Give the listing again character for character, but drop the images.

------

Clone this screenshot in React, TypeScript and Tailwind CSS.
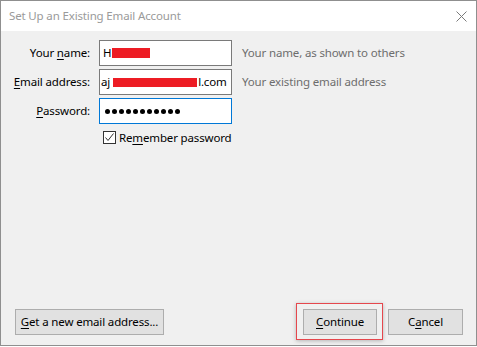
import React from "react";

const font = { fontFamily: '"Noto Sans", "Open Sans", sans-serif' };

function U({ children }: { children: React.ReactNode }) {
  return <span className="underline underline-offset-[2px]">{children}</span>;
}

export default function App() {
  return (
    <div
      className="w-[477px] h-[346px] border border-[#8f8f8f] flex flex-col bg-[#f0f0f0] text-[11.5px] tracking-[-0.15px] text-black leading-none whitespace-nowrap"
      style={font}
    >
      <div className="h-[30px] bg-white flex items-center justify-between pl-[8px] pr-[9px]">
        <span className="text-[#9a9a9a]">Set Up an Existing Email Account</span>
        <svg width="11" height="11" viewBox="0 0 11 11">
          <path d="M0.5 0.5 L10.5 10.5 M10.5 0.5 L0.5 10.5" stroke="#7a7a7a" strokeWidth="1" />
        </svg>
      </div>
      <div className="flex-1 flex flex-col pt-[9px]">
        <div className="flex flex-col gap-[3px]">
          <div className="flex items-center h-[26px]">
            <div className="w-[89px] text-right">
              Your <U>n</U>ame:
            </div>
            <div className="ml-[9px] w-[133px] h-[26px] bg-white border border-[#7a7a7a] flex items-center pl-[3px]">
              <span>H</span>
              <span className="ml-[1px] w-[38px] h-[10px] bg-[#ed1c24]" />
            </div>
            <div className="ml-[10px] text-[#6d6d6d]">Your name, as shown to others</div>
          </div>
          <div className="flex items-center h-[26px]">
            <div className="w-[89px] text-right">
              <U>E</U>mail address:
            </div>
            <div className="ml-[9px] w-[133px] h-[26px] bg-white border border-[#7a7a7a] flex items-center pl-[1px] overflow-hidden">
              <span>aj</span>
              <span className="ml-[3px] w-[84px] h-[9px] bg-[#ed1c24]" />
              <span className="ml-[1px]">l.com</span>
            </div>
            <div className="ml-[10px] text-[#6d6d6d]">Your existing email address</div>
          </div>
          <div className="flex items-center h-[26px]">
            <div className="w-[89px] text-right">
              <U>P</U>assword:
            </div>
            <div className="ml-[9px] w-[133px] h-[26px] bg-white border border-[#0078d7] flex items-center pl-[5px] gap-[2px]">
              {Array.from({ length: 11 }).map((_, i) => (
                <span key={i} className="w-[5px] h-[5px] rounded-full bg-black" />
              ))}
            </div>
          </div>
        </div>
        <div className="flex items-center mt-[7px] ml-[102px]">
          <div className="w-[13px] h-[13px] border border-[#333333] bg-white flex items-center justify-center">
            <svg width="11" height="11" viewBox="0 0 11 11">
              <path d="M1.5 5.5 L4 8.5 L9.5 1.5" stroke="#333333" strokeWidth="1" fill="none" />
            </svg>
          </div>
          <span className="ml-[3px]">
            Re<U>m</U>ember password
          </span>
        </div>
        <div className="mt-auto flex items-center pb-[10px] pl-[14px] pr-[13px]">
          <button className="w-[149px] h-[26px] bg-[#e1e1e1] border border-[#adadad] flex items-center justify-center">
            <span>
              <U>G</U>et a new email address...
            </span>
          </button>
          <div className="ml-auto relative">
            <div className="absolute -left-[7px] -right-[6px] -top-[6px] -bottom-[5px] border border-[#e5474d] shadow-[0_1px_4px_rgba(0,0,0,0.25)]" />
            <button className="relative w-[74px] h-[26px] bg-[#e1e1e1] border border-[#adadad] flex items-center justify-center">
              <span>
                <U>C</U>ontinue
              </span>
            </button>
          </div>
          <button className="ml-[11px] w-[75px] h-[26px] bg-[#e1e1e1] border border-[#adadad] flex items-center justify-center">
            <span>
              C<U>a</U>ncel
            </span>
          </button>
        </div>
      </div>
    </div>
  );
}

------

* **Full response**
Clone this screenshot in React, TypeScript and Tailwind CSS.
import React from "react";

const font = { fontFamily: '"Noto Sans", "Open Sans", sans-serif' };

function U({ children }: { children: React.ReactNode }) {
  return <span className="underline underline-offset-[2px]">{children}</span>;
}

export default function App() {
  return (
    <div
      className="w-[477px] h-[346px] border border-[#8f8f8f] flex flex-col bg-[#f0f0f0] text-[11.5px] tracking-[-0.15px] text-black leading-none whitespace-nowrap"
      style={font}
    >
      <div className="h-[30px] bg-white flex items-center justify-between pl-[8px] pr-[9px]">
        <span className="text-[#9a9a9a]">Set Up an Existing Email Account</span>
        <svg width="11" height="11" viewBox="0 0 11 11">
          <path d="M0.5 0.5 L10.5 10.5 M10.5 0.5 L0.5 10.5" stroke="#7a7a7a" strokeWidth="1" />
        </svg>
      </div>
      <div className="flex-1 flex flex-col pt-[9px]">
        <div className="flex flex-col gap-[3px]">
          <div className="flex items-center h-[26px]">
            <div className="w-[89px] text-right">
              Your <U>n</U>ame:
            </div>
            <div className="ml-[9px] w-[133px] h-[26px] bg-white border border-[#7a7a7a] flex items-center pl-[3px]">
              <span>H</span>
              <span className="ml-[1px] w-[38px] h-[10px] bg-[#ed1c24]" />
            </div>
            <div className="ml-[10px] text-[#6d6d6d]">Your name, as shown to others</div>
          </div>
          <div className="flex items-center h-[26px]">
            <div className="w-[89px] text-right">
              <U>E</U>mail address:
            </div>
            <div className="ml-[9px] w-[133px] h-[26px] bg-white border border-[#7a7a7a] flex items-center pl-[1px] overflow-hidden">
              <span>aj</span>
              <span className="ml-[3px] w-[84px] h-[9px] bg-[#ed1c24]" />
              <span className="ml-[1px]">l.com</span>
            </div>
            <div className="ml-[10px] text-[#6d6d6d]">Your existing email address</div>
          </div>
          <div className="flex items-center h-[26px]">
            <div className="w-[89px] text-right">
              <U>P</U>assword:
            </div>
            <div className="ml-[9px] w-[133px] h-[26px] bg-white border border-[#0078d7] flex items-center pl-[5px] gap-[2px]">
              {Array.from({ length: 11 }).map((_, i) => (
                <span key={i} className="w-[5px] h-[5px] rounded-full bg-black" />
              ))}
            </div>
          </div>
        </div>
        <div className="flex items-center mt-[7px] ml-[102px]">
          <div className="w-[13px] h-[13px] border border-[#333333] bg-white flex items-center justify-center">
            <svg width="11" height="11" viewBox="0 0 11 11">
              <path d="M1.5 5.5 L4 8.5 L9.5 1.5" stroke="#333333" strokeWidth="1" fill="none" />
            </svg>
          </div>
          <span className="ml-[3px]">
            Re<U>m</U>ember password
          </span>
        </div>
        <div className="mt-auto flex items-center pb-[10px] pl-[14px] pr-[13px]">
          <button className="w-[149px] h-[26px] bg-[#e1e1e1] border border-[#adadad] flex items-center justify-center">
            <span>
              <U>G</U>et a new email address...
            </span>
          </button>
          <div className="ml-auto relative">
            <div className="absolute -left-[7px] -right-[6px] -top-[6px] -bottom-[5px] border border-[#e5474d] shadow-[0_1px_4px_rgba(0,0,0,0.25)]" />
            <button className="relative w-[74px] h-[26px] bg-[#e1e1e1] border border-[#adadad] flex items-center justify-center">
              <span>
                <U>C</U>ontinue
              </span>
            </button>
          </div>
          <button className="ml-[11px] w-[75px] h-[26px] bg-[#e1e1e1] border border-[#adadad] flex items-center justify-center">
            <span>
              C<U>a</U>ncel
            </span>
          </button>
        </div>
      </div>
    </div>
  );
}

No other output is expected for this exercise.